# [Your objective]
Nothing but the lines from the top of the data to the line holding "import React from" should be printed, word for word and both ends included; leave the pictures out.

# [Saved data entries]
────────────────────────────────────────
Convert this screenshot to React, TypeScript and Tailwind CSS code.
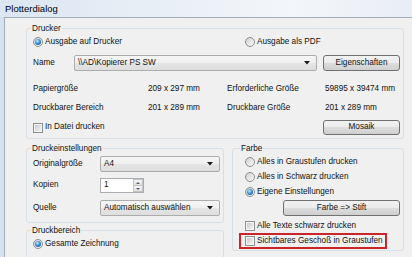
import React from "react";

const Radio = ({ checked = false }: { checked?: boolean }) => (
  <span className="flex h-[10px] w-[10px] shrink-0 items-center justify-center rounded-full border border-[#8e8f8f] bg-[linear-gradient(135deg,#cfcfcf,#fbfbfb)]">
    {checked && (
      <span className="h-[6px] w-[6px] rounded-full bg-[radial-gradient(circle_at_40%_35%,#c4f0ff_0%,#3a8fda_45%,#0d3c82_100%)]" />
    )}
  </span>
);

const Check = () => (
  <span className="flex h-[10px] w-[10px] shrink-0 items-center justify-center border border-[#8e8f8f] bg-[#f6f6f6]">
    <span className="h-[6px] w-[6px] bg-[linear-gradient(135deg,#c6cad0,#f4f4f4)]" />
  </span>
);

const Arrow = () => (
  <svg width="6" height="4" viewBox="0 0 6 4" className="shrink-0">
    <polygon points="0,0 6,0 3,3.5" fill="#1a1a1a" />
  </svg>
);

const Btn = ({ children, className = "" }: { children: React.ReactNode; className?: string }) => (
  <div
    className={`flex items-center justify-center rounded-[3px] border border-[#707070] bg-[linear-gradient(#f2f2f2_0%,#ebebeb_50%,#dddddd_50%,#cfcfcf_100%)] ${className}`}
  >
    {children}
  </div>
);

const Select = ({ value, className = "" }: { value: string; className?: string }) => (
  <div
    className={`flex h-[16px] items-center justify-between rounded-[2px] border border-[#acacac] bg-[linear-gradient(#f6f6f6_0%,#efefef_50%,#e5e5e5_50%,#dedede_100%)] pl-[3px] pr-[6px] ${className}`}
  >
    <span>{value}</span>
    <Arrow />
  </div>
);

export default function App() {
  return (
    <div className="flex h-[257px] w-[412px] flex-col overflow-hidden whitespace-nowrap bg-[#d5e2f0] font-['Liberation_Sans',Arial,sans-serif] text-[8.2px] leading-none text-[#111]">
      <div className="flex h-[17px] shrink-0 items-center bg-[linear-gradient(90deg,#dbe6f2_0%,#e9eff6_40%,#f3f6fa_70%,#e9eef5_100%)] pl-[5px] text-[9.5px] text-black">
        Plotterdialog
      </div>
      <div className="ml-[4px] flex flex-1 flex-col border-l border-t border-[#a3adb8] bg-[#f0f0f0] pl-[21px] pr-[8px] pt-[4px]">
        {/* Drucker */}
        <fieldset className="rounded-[3px] border border-[#d5dfe5] pb-[3px] pl-[6px] pr-[3px]">
          <legend className="-ml-[2px] px-[1px] leading-[13px]">Drucker</legend>
          <div className="flex h-[14px] items-center">
            <div className="flex w-[212px] items-center gap-[2px]">
              <Radio checked />
              <span>Ausgabe auf Drucker</span>
            </div>
            <div className="flex items-center gap-[2px]">
              <Radio />
              <span>Ausgabe als PDF</span>
            </div>
          </div>
          <div className="mt-[6px] flex h-[16px] items-center">
            <span className="w-[41px]">Name</span>
            <Select value="\\AD\Kopierer PS SW" className="flex-1" />
            <Btn className="ml-[6px] h-[16px] w-[77px]">Eigenschaften</Btn>
          </div>
          <div className="mt-[11px] flex h-[14px] items-center">
            <span className="w-[115px]">Papiergröße</span>
            <span className="w-[79px]">209 x 297 mm</span>
            <span className="w-[98px]">Erforderliche Größe</span>
            <span>59895 x 39474 mm</span>
          </div>
          <div className="mt-[5px] flex h-[14px] items-center">
            <span className="w-[115px]">Druckbarer Bereich</span>
            <span className="w-[79px]">201 x 289 mm</span>
            <span className="w-[98px]">Druckbare Größe</span>
            <span>201 x 289 mm</span>
          </div>
          <div className="mt-[5px] flex h-[15px] items-center">
            <div className="flex items-center gap-[2px]">
              <Check />
              <span>In Datei drucken</span>
            </div>
            <Btn className="ml-auto h-[15px] w-[77px]">Mosaik</Btn>
          </div>
        </fieldset>

        <div className="mt-[3px] flex items-start gap-[8px]">
          {/* left column */}
          <div className="flex w-[198px] shrink-0 flex-col">
            <fieldset className="rounded-[3px] border border-[#d5dfe5] pb-[6px] pl-[6px] pr-[3px]">
              <legend className="-ml-[2px] px-[1px] leading-[13px]">Druckeinstellungen</legend>
              <div className="mt-[1px] flex h-[16px] items-center">
                <span className="w-[67px]">Originalgröße</span>
                <Select value="A4" className="flex-1" />
              </div>
              <div className="mt-[6px] flex h-[15px] items-center">
                <span className="w-[67px]">Kopien</span>
                <div className="flex h-[15px] w-[44px] border border-[#abadb3] bg-white">
                  <span className="flex flex-1 items-center pl-[3px]">1</span>
                  <div className="flex w-[10px] flex-col">
                    <div className="flex flex-1 items-center justify-center border border-[#c3c3c3] bg-[linear-gradient(#f6f6f6,#e2e2e2)]">
                      <svg width="4" height="2" viewBox="0 0 4 2">
                        <polygon points="0,2 4,2 2,0" fill="#4d6185" />
                      </svg>
                    </div>
                    <div className="flex flex-1 items-center justify-center border border-t-0 border-[#c3c3c3] bg-[linear-gradient(#f6f6f6,#e2e2e2)]">
                      <svg width="4" height="2" viewBox="0 0 4 2">
                        <polygon points="0,0 4,0 2,2" fill="#4d6185" />
                      </svg>
                    </div>
                  </div>
                </div>
              </div>
              <div className="mt-[7px] flex h-[16px] items-center">
                <span className="w-[67px]">Quelle</span>
                <Select value="Automatisch auswählen" className="flex-1" />
              </div>
            </fieldset>
            <fieldset className="mt-[1px] rounded-[3px] border border-[#d5dfe5] pb-[20px] pl-[6px] pr-[3px]">
              <legend className="-ml-[2px] px-[1px] leading-[13px]">Druckbereich</legend>
              <div className="flex h-[14px] items-center gap-[2px]">
                <Radio checked />
                <span>Gesamte Zeichnung</span>
              </div>
            </fieldset>
          </div>

          {/* Farbe */}
          <fieldset className="flex-1 rounded-[3px] border border-[#d5dfe5] pb-[1px] pl-[12px] pr-[3px]">
            <legend className="-ml-[5px] px-[1px] leading-[13px]">Farbe</legend>
            <div className="flex h-[14px] items-center gap-[2px]">
              <Radio />
              <span>Alles in Graustufen drucken</span>
            </div>
            <div className="mt-[1px] flex h-[14px] items-center gap-[2px]">
              <Radio />
              <span>Alles in Schwarz drucken</span>
            </div>
            <div className="mt-[1px] flex h-[14px] items-center gap-[2px]">
              <Radio checked />
              <span>Eigene Einstellungen</span>
            </div>
            <Btn className="ml-[38px] mt-[1px] h-[16px]">Farbe =&gt; Stift</Btn>
            <div className="mt-[3px] flex h-[14px] items-center gap-[2px]">
              <Check />
              <span>Alle Texte schwarz drucken</span>
            </div>
            <div className="-ml-[6px] flex h-[16px] w-[148px] items-center gap-[2px] border-2 border-[#c8262a] pl-[4px]">
              <Check />
              <span>Sichtbares Geschoß in Graustufen</span>
            </div>
          </fieldset>
        </div>
      </div>
    </div>
  );
}
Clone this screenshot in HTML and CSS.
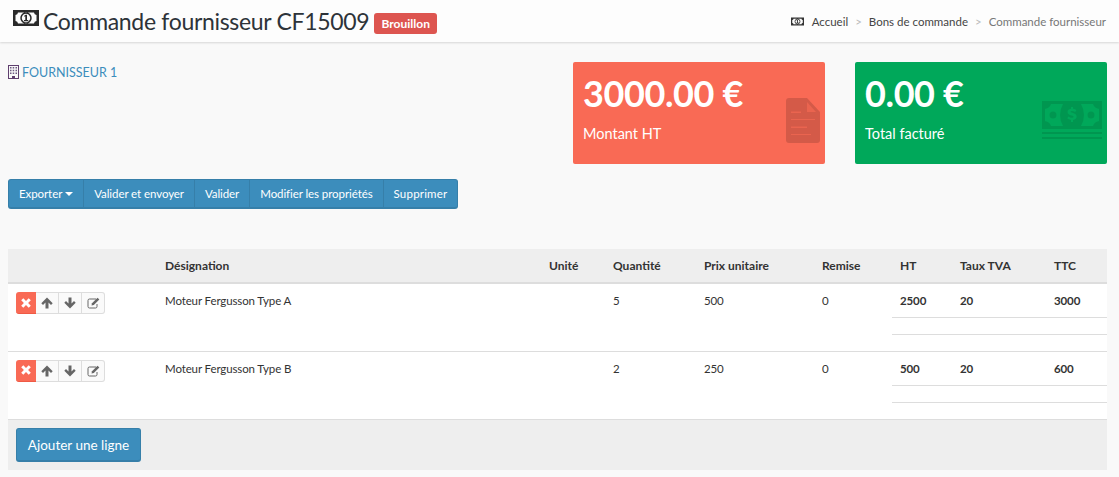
────────────────────────────────────────
# [Exercise response]
Convert this screenshot to React, TypeScript and Tailwind CSS code.
import React from "react";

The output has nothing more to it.